[Collected data]
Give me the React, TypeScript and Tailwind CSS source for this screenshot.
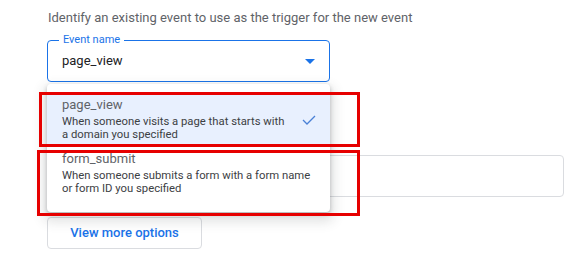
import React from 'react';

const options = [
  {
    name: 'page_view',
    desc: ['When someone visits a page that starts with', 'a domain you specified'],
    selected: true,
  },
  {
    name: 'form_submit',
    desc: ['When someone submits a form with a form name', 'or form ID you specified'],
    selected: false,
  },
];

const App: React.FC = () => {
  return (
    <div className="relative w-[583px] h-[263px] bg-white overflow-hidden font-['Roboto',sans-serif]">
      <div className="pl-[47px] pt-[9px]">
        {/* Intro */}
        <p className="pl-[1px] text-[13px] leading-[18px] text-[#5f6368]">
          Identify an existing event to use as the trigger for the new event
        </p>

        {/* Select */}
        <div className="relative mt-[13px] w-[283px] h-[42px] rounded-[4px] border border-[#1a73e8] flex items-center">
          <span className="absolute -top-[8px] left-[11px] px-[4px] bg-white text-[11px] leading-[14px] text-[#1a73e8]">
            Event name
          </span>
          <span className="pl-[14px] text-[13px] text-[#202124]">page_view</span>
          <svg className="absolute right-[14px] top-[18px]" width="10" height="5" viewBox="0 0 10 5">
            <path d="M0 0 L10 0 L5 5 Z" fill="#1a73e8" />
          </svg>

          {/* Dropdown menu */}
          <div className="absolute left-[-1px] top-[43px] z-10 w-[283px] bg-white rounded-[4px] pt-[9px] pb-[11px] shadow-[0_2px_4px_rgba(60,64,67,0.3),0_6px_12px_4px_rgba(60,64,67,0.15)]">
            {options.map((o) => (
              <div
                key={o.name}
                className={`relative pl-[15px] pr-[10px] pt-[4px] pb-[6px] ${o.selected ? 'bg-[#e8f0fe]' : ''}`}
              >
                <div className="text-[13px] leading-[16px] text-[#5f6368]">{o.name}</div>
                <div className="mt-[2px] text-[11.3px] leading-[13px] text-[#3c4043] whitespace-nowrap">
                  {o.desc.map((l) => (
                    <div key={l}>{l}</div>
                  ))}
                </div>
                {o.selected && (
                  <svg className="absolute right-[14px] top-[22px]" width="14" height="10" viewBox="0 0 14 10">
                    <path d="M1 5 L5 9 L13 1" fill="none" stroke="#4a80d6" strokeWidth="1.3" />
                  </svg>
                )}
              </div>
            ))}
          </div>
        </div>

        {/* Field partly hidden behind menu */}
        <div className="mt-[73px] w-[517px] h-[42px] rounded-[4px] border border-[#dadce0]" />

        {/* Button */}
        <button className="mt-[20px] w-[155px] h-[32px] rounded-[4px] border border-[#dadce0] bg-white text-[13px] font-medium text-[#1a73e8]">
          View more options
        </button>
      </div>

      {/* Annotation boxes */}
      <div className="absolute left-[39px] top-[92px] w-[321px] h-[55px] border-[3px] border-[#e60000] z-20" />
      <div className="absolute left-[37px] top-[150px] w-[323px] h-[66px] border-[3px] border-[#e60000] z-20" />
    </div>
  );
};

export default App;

[Problem requirements]
Reproduce every line above as written, skipping pictures.

[Full solution]
Give me the React, TypeScript and Tailwind CSS source for this screenshot.
import React from 'react';

const options = [
  {
    name: 'page_view',
    desc: ['When someone visits a page that starts with', 'a domain you specified'],
    selected: true,
  },
  {
    name: 'form_submit',
    desc: ['When someone submits a form with a form name', 'or form ID you specified'],
    selected: false,
  },
];

const App: React.FC = () => {
  return (
    <div className="relative w-[583px] h-[263px] bg-white overflow-hidden font-['Roboto',sans-serif]">
      <div className="pl-[47px] pt-[9px]">
        {/* Intro */}
        <p className="pl-[1px] text-[13px] leading-[18px] text-[#5f6368]">
          Identify an existing event to use as the trigger for the new event
        </p>

        {/* Select */}
        <div className="relative mt-[13px] w-[283px] h-[42px] rounded-[4px] border border-[#1a73e8] flex items-center">
          <span className="absolute -top-[8px] left-[11px] px-[4px] bg-white text-[11px] leading-[14px] text-[#1a73e8]">
            Event name
          </span>
          <span className="pl-[14px] text-[13px] text-[#202124]">page_view</span>
          <svg className="absolute right-[14px] top-[18px]" width="10" height="5" viewBox="0 0 10 5">
            <path d="M0 0 L10 0 L5 5 Z" fill="#1a73e8" />
          </svg>

          {/* Dropdown menu */}
          <div className="absolute left-[-1px] top-[43px] z-10 w-[283px] bg-white rounded-[4px] pt-[9px] pb-[11px] shadow-[0_2px_4px_rgba(60,64,67,0.3),0_6px_12px_4px_rgba(60,64,67,0.15)]">
            {options.map((o) => (
              <div
                key={o.name}
                className={`relative pl-[15px] pr-[10px] pt-[4px] pb-[6px] ${o.selected ? 'bg-[#e8f0fe]' : ''}`}
              >
                <div className="text-[13px] leading-[16px] text-[#5f6368]">{o.name}</div>
                <div className="mt-[2px] text-[11.3px] leading-[13px] text-[#3c4043] whitespace-nowrap">
                  {o.desc.map((l) => (
                    <div key={l}>{l}</div>
                  ))}
                </div>
                {o.selected && (
                  <svg className="absolute right-[14px] top-[22px]" width="14" height="10" viewBox="0 0 14 10">
                    <path d="M1 5 L5 9 L13 1" fill="none" stroke="#4a80d6" strokeWidth="1.3" />
                  </svg>
                )}
              </div>
            ))}
          </div>
        </div>

        {/* Field partly hidden behind menu */}
        <div className="mt-[73px] w-[517px] h-[42px] rounded-[4px] border border-[#dadce0]" />

        {/* Button */}
        <button className="mt-[20px] w-[155px] h-[32px] rounded-[4px] border border-[#dadce0] bg-white text-[13px] font-medium text-[#1a73e8]">
          View more options
        </button>
      </div>

      {/* Annotation boxes */}
      <div className="absolute left-[39px] top-[92px] w-[321px] h-[55px] border-[3px] border-[#e60000] z-20" />
      <div className="absolute left-[37px] top-[150px] w-[323px] h-[66px] border-[3px] border-[#e60000] z-20" />
    </div>
  );
};

export default App;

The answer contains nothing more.